Svetlana Gannushkina, chairwoman of the Moscow-based Citizens Aid Foundation and another council member, called Fedotov “a democratic person,” under whose leadership the council will be able to continue its work.
Fedotov, a 61-year-old lawyer, has been a secretary with the Union of Journalists since 1998. Prior to that, Fedotov was a deputy mass media minister from 1990-92 and then press and information minister in 1993.
He then served as Russia’s representative to United Nations cultural organization UNESCO from September 1993 to January 1998. Since then, he has been in private practice and headed several public organizations, including one to defend copyright protections.
In October 2009, the Foreign Ministry nominated Fedotov as Russia’s candidate to become the media representative to the Organization for Security and Cooperation in Europe, or OSCE, though he wasn’t elected.
A former member of the liberal, pro-business Union of Right Forces, Fedotov was also a part of the 2008 Free Choice Committee. The group, led by Kremlin critic Garry Kasparov, formed in 2004 to oppose then-President Vladimir Putin after he was re-elected to a second term.
Both Alexeyeva and Gannushkina said they had expected Auzan to get the post.

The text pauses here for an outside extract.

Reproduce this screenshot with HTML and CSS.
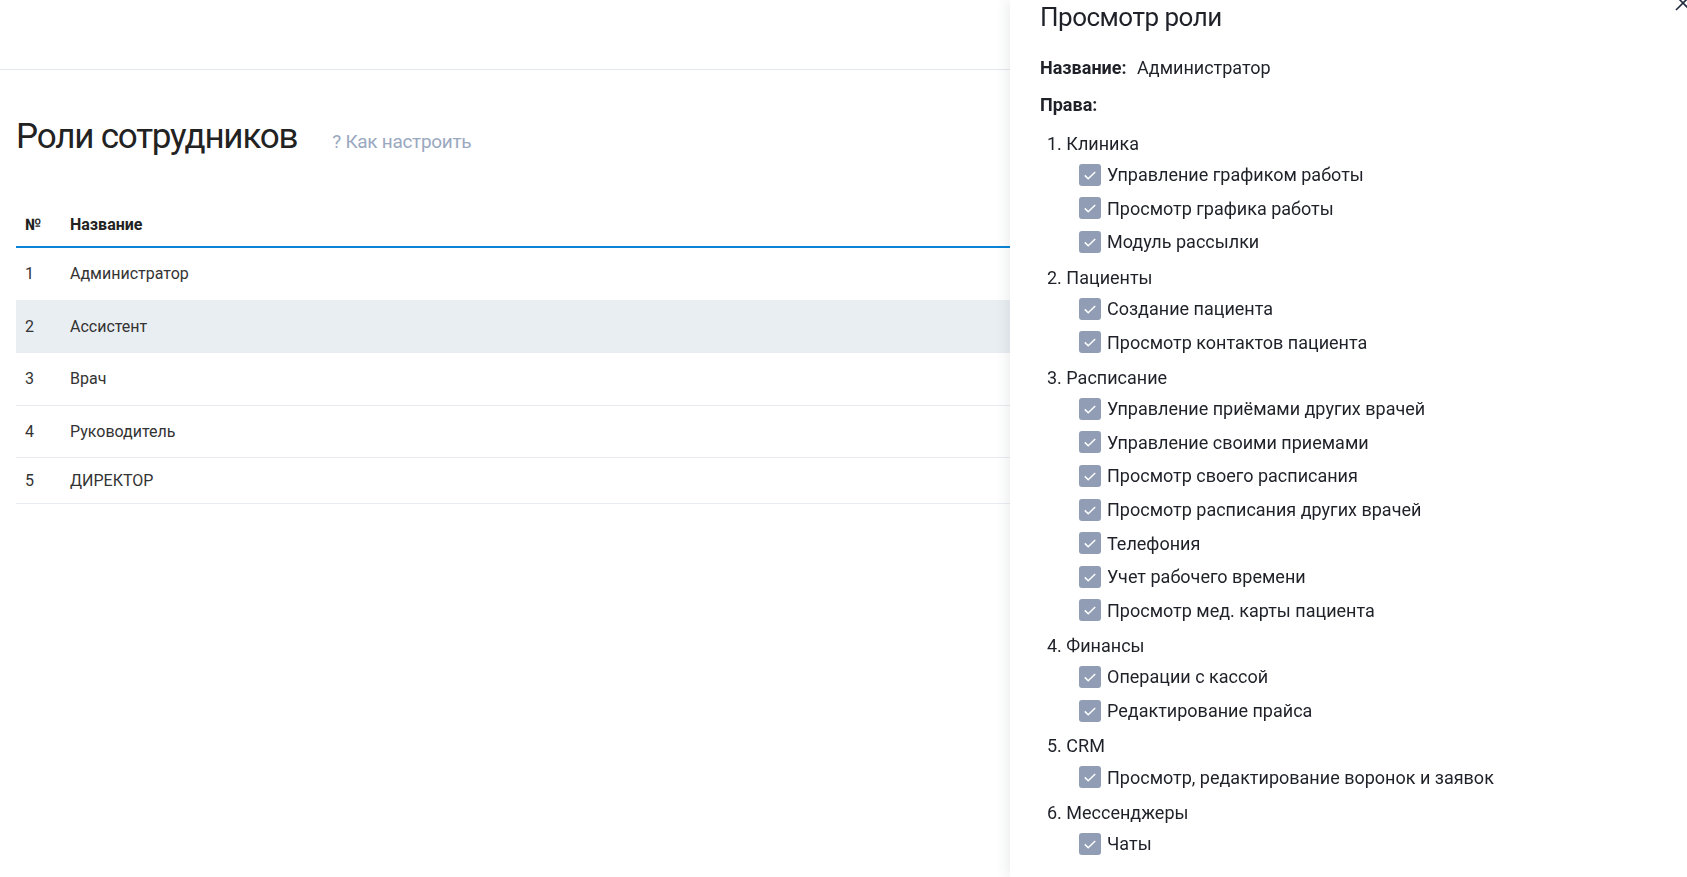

Auzan, president of the Association of Independent Centers of Economic Analysis, was also proposed by Pamfilova as her replacement. Auzan, 56, a Norilsk native and 1979 graduate of Moscow State University, is a member of the business lobbying groups Opora and Delovaya Rossia. He is also a senior professor in Moscow State University’s economics department.
“If the council members were electing their leader on their own, then [Auzan] would have been chosen,” Alexeyeva told the Moscow Times.
Gannushkina said Auzan had already become the council’s de facto leader over the past few months, while the appointment of Fedotov showed the Kremlin’s concern about the group’s growing autonomy.
Auzan welcomed Fedotov’s appointment, saying their “views are close in many ways.”
“The appointment of Fedotov is a good decision,” Auzan said, Interfax reported. “He is a person with a large working experience.”
He added that the council’s main concern had been whether the Kremlin would tap an outside official to head the body.
Fedotov said lat week that he was not planning to quit his post at the Union of Journalists.
“There are three major issues (to work on in the council): ‘de-Stalinization’ of the public conscience, judicial and police reforms, as well as the supervision of children’s and families’ rights,” Fedotov said in remarks reported by Interfax.
He also said that another question that will be dealt with by the council are the loggerheads between environmentalists and government over the building of a highway between Moscow and St. Petersburg that would run through the Khimki Forest north of Moscow, an issue that became a flashpoint over the summer.
In an interview with Interfax, Pamfilova called her successor “an acceptable candidacy.”
“It’s good that the president appointed a new chairman from the council’s members, not from outside,” Pamfilova was quoted as saying.
She was appointed as head of the Kremlin’s human rights commission in 2002 by then-President Vladimir Putin. The commission was renamed a council in 2004.
Pamfilova has never explained her decision to resign, although her colleagues linked it to an escalating conflict with Nashi, a pro-Kremlin youth group.
Maria Kislitsyna, a spokeswoman of Nashi, expressed hopes to the Moscow Times that Fedotov would have a more cooperative relationship with the movement, unlike Pamfilova, whom she accused of supporting oppositional political views.